The Cato Institute argues that the unpredictable risk of criminal liability would harm market efficiency because outside investors would hesitate to trade on rumors and tips about the company, even when it would be lawful and beneficial to the market. The Cato Institute argues that the Ninth Circuit’s broad interpretation of the personal-benefit test causes unpredictability because it criminalizes conduct that the average person would not consider fraudulent. As a result, insiders and market analysts will no longer disclose information; they would worry that their relationship would qualify as friendship under the personal-benefit test. The Cato Institute suggests that outside investors, by trading on rumors and tip information and moving the company’s stock price closer to its correct value, help provide the value to a corporation’s securities. The Cato Institute argues that a fair interpretation of the personal-benefit test imposes liability only if the disclosure of information represents a potential pecuniary gain for the insider. The distinction between the two interpretations of the personal-benefit test is significant because it directly affects the efficiency of the securities market, which best reveals information about a company’s value through traders’ use of confidential company information.

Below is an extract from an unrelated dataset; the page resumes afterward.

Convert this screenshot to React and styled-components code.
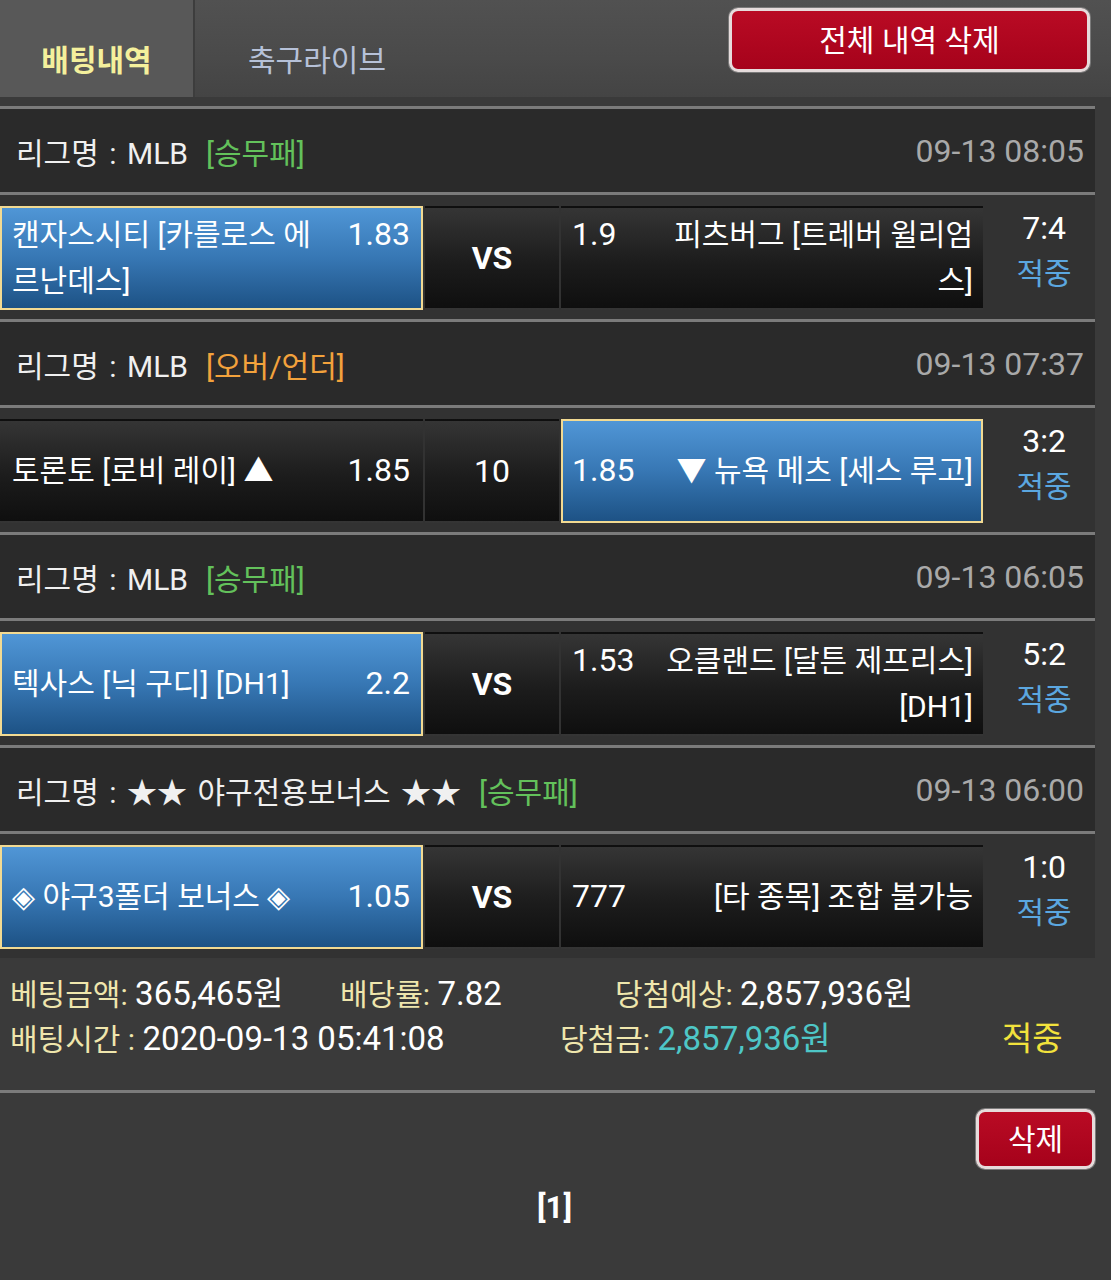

OSEC counters by asserting that the Exchange Act’s central purpose is to protect investors from insiders’ fraudulent trading. OSEC claims that trading on insider information is economically inefficient because it alters natural price trends and allows those with access to secret company information “to extract wealth from the marketplace.” OSEC also argues that, in response to this criminal behavior, disadvantaged investors will engage in corrupt practices “to overcome their disadvantage.” Therefore, OSEC suggests, insiders who disclose company information must be held liable regardless of proof of their pecuniary interest. OSEC maintains that the narrow interpretation of the personal-benefit test, which requires a showing of pecuniary gain, restricts the government’s ability to punish insiders.